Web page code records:
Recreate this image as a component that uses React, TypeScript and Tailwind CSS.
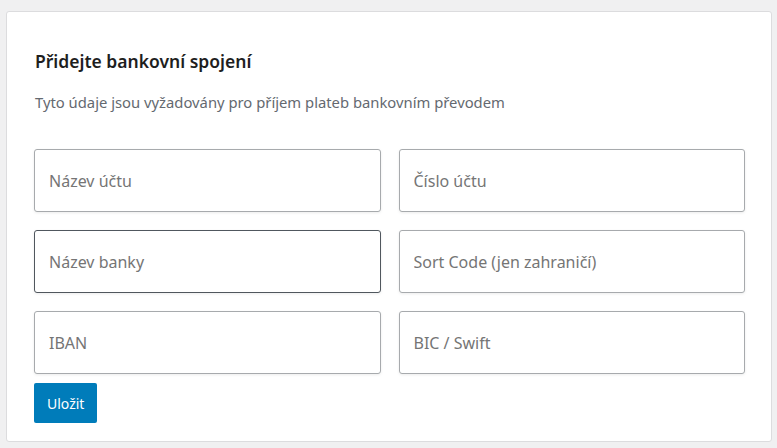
export default function App() {
  const fields = [
    { label: 'Název účtu', dark: false },
    { label: 'Číslo účtu', dark: false },
    { label: 'Název banky', dark: true },
    { label: 'Sort Code (jen zahraničí)', dark: false },
    { label: 'IBAN', dark: false },
    { label: 'BIC / Swift', dark: false },
  ];

  return (
    <div className="min-h-[448px] bg-[#f0f0f1] pt-[11px] pl-[6px] pr-[5px] font-['Noto_Sans',sans-serif]">
      <div className="h-[431px] rounded-[3px] border border-[#dcdcde] bg-white pl-[27px] pr-[26px] pt-[37px]">
        <h2 className="pl-px text-[17.5px] font-semibold leading-[24px] text-[#1e1e1e]">Přidejte bankovní spojení</h2>
        <p className="mt-[19px] pl-px text-[14.8px] leading-[20px] text-[#646970]">
          Tyto údaje jsou vyžadovány pro příjem plateb bankovním převodem
        </p>
        <div className="mt-[37px] grid grid-cols-2 gap-x-[18px] gap-y-[18px]">
          {fields.map((f) => (
            <input
              key={f.label}
              placeholder={f.label}
              className={
                'h-[63px] w-full rounded-[3px] border bg-white px-[14px] text-[16px] text-[#1e1e1e] placeholder:text-[#757575] shadow-[0_1px_3px_rgba(0,0,0,0.08)] outline-none ' +
                (f.dark ? 'border-[#50575e]' : 'border-[#a7aaad]')
              }
            />
          ))}
        </div>
        <button className="mt-[9px] h-[40px] rounded-[2px] bg-[#007cba] px-[13px] text-[14px] text-white">
          Uložit
        </button>
      </div>
    </div>
  );
}
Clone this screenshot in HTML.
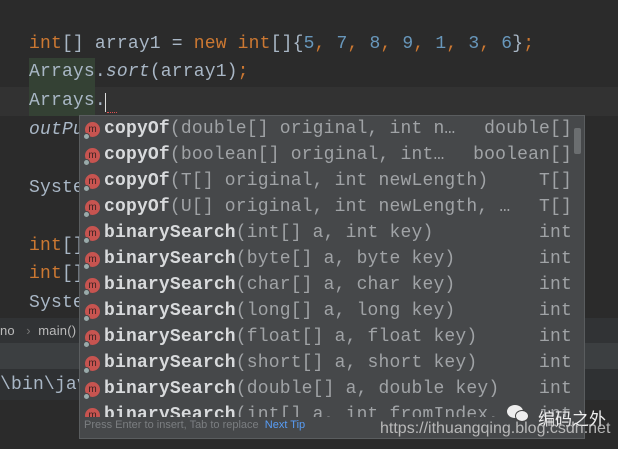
<!DOCTYPE html>
<html><head><meta charset="utf-8"><style>
*{margin:0;padding:0;box-sizing:border-box}
body{width:618px;height:449px;overflow:hidden;background:#2b2b2b;position:relative;font-family:"Liberation Mono","DejaVu Sans Mono",monospace;font-size:18px;letter-spacing:0.18px}
.ln{position:absolute;left:29px;white-space:pre;color:#a9b7c6;line-height:29px;height:29px}
.k{color:#cc7832}.n{color:#6897bb}.i{font-style:italic}.g{background:#344134;display:inline-block;height:29px}
.pop{position:absolute;left:79px;top:115px;width:506px;height:324px;background:#46484a;border:1px solid #5a5d5f;overflow:hidden}
.r{position:absolute;left:0;height:26px;line-height:26px;width:100%;white-space:pre;color:#a0a3a6}
.r .ic{position:absolute;left:5px;top:6px;width:15px;height:15px;border-radius:50%;background:#c75450;color:#3a2222;font:10px "Liberation Sans",sans-serif;line-height:15px;text-align:center;letter-spacing:0}
.r .ic:after{content:"";position:absolute;left:-2px;top:11px;width:5px;height:5px;border-radius:50%;background:#9aa;border:1px solid #46484a}
.r .t{position:absolute;left:24px}
.r b{color:#d8dadc;font-weight:bold}
.r .ty{position:absolute;right:12px;color:#a0a3a6}
</style></head><body>
<div style="position:absolute;left:0;top:87px;width:618px;height:29px;background:#323232"></div>
<div class="ln" style="top:30px"><span class="k">int</span>[] array1 = <span class="k">new int</span>[]{<span class="n">5</span><span class="k">,</span> <span class="n">7</span><span class="k">,</span> <span class="n">8</span><span class="k">,</span> <span class="n">9</span><span class="k">,</span> <span class="n">1</span><span class="k">,</span> <span class="n">3</span><span class="k">,</span> <span class="n">6</span>}<span class="k">;</span></div>
<div class="ln" style="top:58px"><span class="g">Arrays</span>.<span class="i">sort</span>(array1)<span class="k">;</span></div>
<div class="ln" style="top:87px"><span class="g">Arrays</span>.</div>
<div style="position:absolute;left:105px;top:93px;width:1px;height:19px;background:#ddd"></div>
<div style="position:absolute;left:107px;top:110px;width:10px;height:3px;border-bottom:1px dotted #e05050"></div>
<div class="ln i" style="top:116px">outPu</div>
<div class="ln" style="top:174px">Syste</div>
<div class="ln" style="top:232px"><span class="k">int</span>[]</div>
<div class="ln" style="top:260px"><span class="k">int</span>[]</div>
<div class="ln" style="top:289px">Syste</div>
<div style="position:absolute;left:0;top:318px;width:618px;height:25px;background:#313335;color:#bbb;font:13px 'Liberation Sans',sans-serif;line-height:25px;white-space:pre">no   <span style="color:#777">›</span>  main()</div>
<div style="position:absolute;left:0;top:343px;width:618px;height:26px;background:#3c3f41"></div>
<div style="position:absolute;left:0;top:369px;width:618px;height:31px;background:#2f3133"></div>
<div class="ln" style="left:0;top:371px;color:#a9b7c6">\bin\jav</div>
<div class="pop">
<div class="r" style="top:0"><span class="ic">m</span><span class="t"><b>copyOf</b>(double[] original, int n…</span><span class="ty">double[]</span></div>
<div class="r" style="top:26px"><span class="ic">m</span><span class="t"><b>copyOf</b>(boolean[] original, int…</span><span class="ty">boolean[]</span></div>
<div class="r" style="top:52px"><span class="ic">m</span><span class="t"><b>copyOf</b>(T[] original, int newLength)</span><span class="ty">T[]</span></div>
<div class="r" style="top:78px"><span class="ic">m</span><span class="t"><b>copyOf</b>(U[] original, int newLength, …</span><span class="ty">T[]</span></div>
<div class="r" style="top:104px"><span class="ic">m</span><span class="t"><b>binarySearch</b>(int[] a, int key)</span><span class="ty">int</span></div>
<div class="r" style="top:130px"><span class="ic">m</span><span class="t"><b>binarySearch</b>(byte[] a, byte key)</span><span class="ty">int</span></div>
<div class="r" style="top:156px"><span class="ic">m</span><span class="t"><b>binarySearch</b>(char[] a, char key)</span><span class="ty">int</span></div>
<div class="r" style="top:182px"><span class="ic">m</span><span class="t"><b>binarySearch</b>(long[] a, long key)</span><span class="ty">int</span></div>
<div class="r" style="top:208px"><span class="ic">m</span><span class="t"><b>binarySearch</b>(float[] a, float key)</span><span class="ty">int</span></div>
<div class="r" style="top:234px"><span class="ic">m</span><span class="t"><b>binarySearch</b>(short[] a, short key)</span><span class="ty">int</span></div>
<div class="r" style="top:260px"><span class="ic">m</span><span class="t"><b>binarySearch</b>(double[] a, double key)</span><span class="ty">int</span></div>
<div style="position:absolute;top:286px;left:0;width:100%;height:15px;overflow:hidden"><div class="r" style="top:0"><span class="ic">m</span><span class="t"><b>binarySearch</b>(int[] a, int fromIndex, …</span><span class="ty">int</span></div></div>
<div style="position:absolute;right:3px;top:12px;width:7px;height:26px;background:#6b6e70;border-radius:2px"></div>
<div style="position:absolute;left:4px;top:303px;font:11px 'Liberation Sans',sans-serif;color:#7b7e81;white-space:pre;letter-spacing:0">Press Enter to insert, Tab to replace  <span style="color:#589df6">Next Tip</span></div>
</div>
<div style="position:absolute;left:507px;top:405px;width:22px;height:18px"><div style="position:absolute;left:0;top:0;width:16px;height:13px;border-radius:50%;background:#eee"></div><div style="position:absolute;left:8px;top:5px;width:14px;height:12px;border-radius:50%;background:#eee;border:1px solid #444"></div></div>
<div style="position:absolute;left:538px;top:405px;color:#eee;font:17px 'Liberation Sans','Noto Sans CJK SC',sans-serif;letter-spacing:0">编码之外</div>
<div style="position:absolute;left:380px;top:420px;color:#ccc;font:16px 'Liberation Sans',sans-serif;opacity:.85;letter-spacing:0">https://ithuangqing.blog.csdn.net</div>
</body></html>
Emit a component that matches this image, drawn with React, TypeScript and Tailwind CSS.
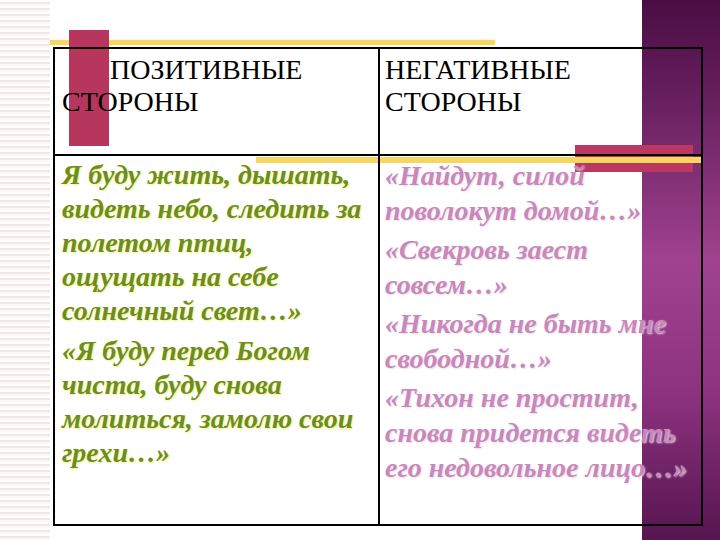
export default function App() {
  const green = "text-[#6b8e23] [text-shadow:1px_1px_2px_#f3ee86]";
  const pink = "text-[#c987bc] [text-shadow:1px_1px_2px_#e6dce4]";

  return (
    <div className="relative w-[720px] h-[540px] overflow-hidden bg-white font-['Liberation_Serif','Times_New_Roman',serif]">
      {/* background: striped left edge + purple right panel */}
      <div className="absolute inset-0 flex">
        <div className="w-[50px] h-full bg-[repeating-linear-gradient(to_bottom,#ffffff_0px,#ffffff_2px,#f1e7e9_2px,#f1e7e9_4px,#fbf8f8_4px,#fbf8f8_6px)]" />
        <div className="flex-1" />
        <div className="w-[78px] h-full bg-[linear-gradient(to_bottom,#4a0d43_0%,#6a2161_20%,#a0428f_48%,#8e3380_72%,#561550_100%)]" />
      </div>

      {/* decorative bars */}
      <div className="absolute left-[50px] top-[40px] w-[445px] h-[5px] bg-[#f6d764] shadow-[0_0_3px_#fbeeb6]" />
      <div className="absolute left-[69px] top-[30px] w-[40px] h-[116px] bg-[#b6365d]" />
      <div className="absolute left-[575px] top-[145px] w-[118px] h-[27px] bg-[#bb3863]" />
      <div className="absolute left-[256px] top-[157px] w-[446px] h-[6px] bg-[#f7d660]" />

      <div className="relative ml-[53px] pt-[47px]">
        <div className="w-[650px] h-[479px] border-2 border-black grid grid-cols-[325px_1fr] grid-rows-[107px_1fr]">
          <div className="border-r-2 border-b-2 border-black pl-[7px] pt-[5px] text-[28px] leading-[32px] text-black indent-[48px]">
            ПОЗИТИВНЫЕ
            <br />
            СТОРОНЫ
          </div>
          <div className="border-b-2 border-black pl-[5px] pt-[5px] text-[28px] leading-[32px] text-black">
            НЕГАТИВНЫЕ
            <br />
            СТОРОНЫ
          </div>

          <div className={`border-r-2 border-black pl-[7px] pt-[2px] text-[28px] leading-[34px] font-bold italic ${green}`}>
            <p>
              Я буду жить, дышать,
              <br />
              видеть небо, следить за
              <br />
              полетом птиц,
              <br />
              ощущать на себе
              <br />
              солнечный свет…»
            </p>
            <p className="mt-[6px]">
              «Я буду перед Богом
              <br />
              чиста, буду снова
              <br />
              молиться, замолю свои
              <br />
              грехи…»
            </p>
          </div>
          <div className={`pl-[5px] pt-[2px] text-[28px] leading-[35px] font-bold italic ${pink}`}>
            <p>
              «Найдут, силой
              <br />
              поволокут домой…»
            </p>
            <p className="mt-[4px]">
              «Свекровь заест
              <br />
              совсем…»
            </p>
            <p className="mt-[4px]">
              «Никогда не быть мне
              <br />
              свободной…»
            </p>
            <p className="mt-[4px]">
              «Тихон не простит,
              <br />
              снова придется видеть
              <br />
              его недовольное лицо…»
            </p>
          </div>
        </div>
      </div>
    </div>
  );
}
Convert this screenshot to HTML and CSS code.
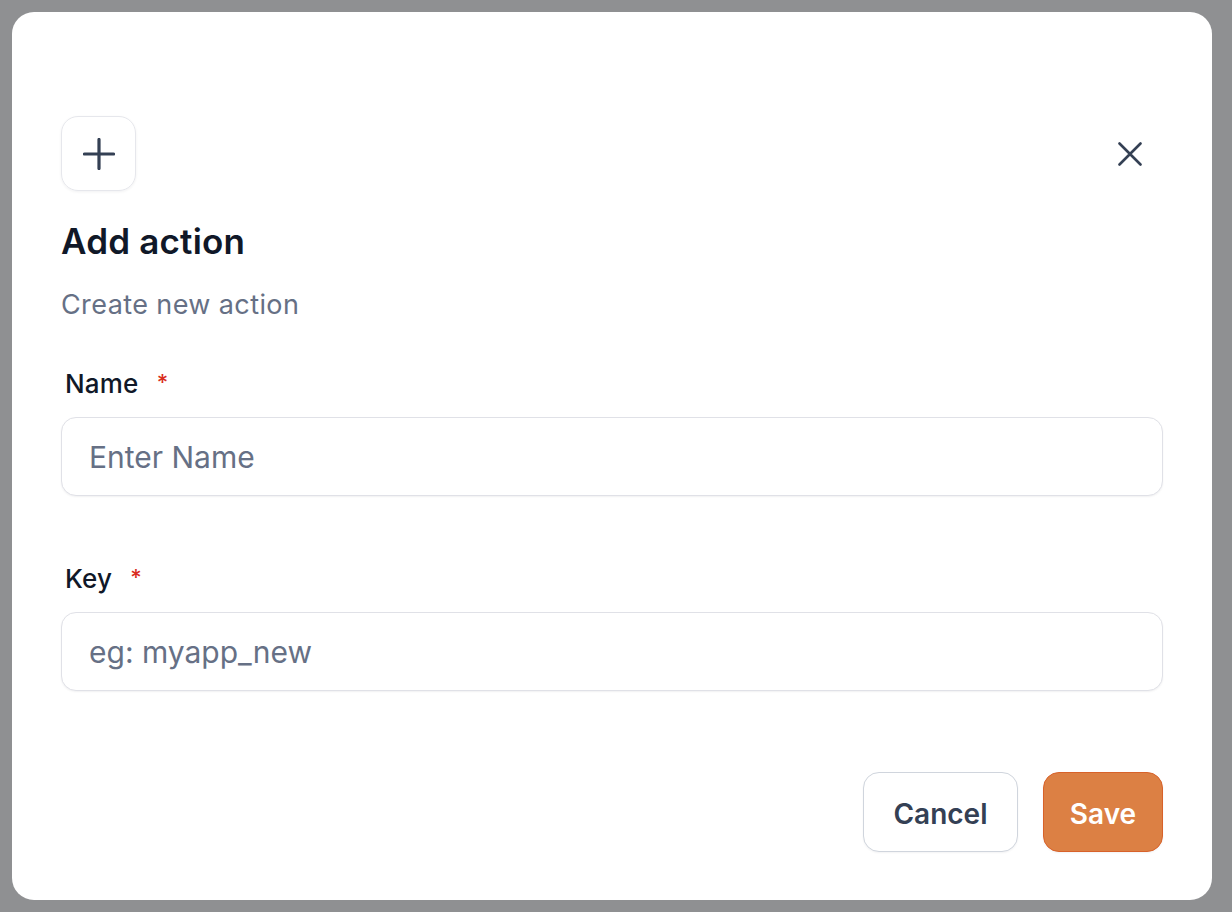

What is required - Scan the material for lines with the word "screenshot", and copy each line you find.

The solution -
Clone this screenshot in HTML.
Convert this screenshot to HTML and CSS code.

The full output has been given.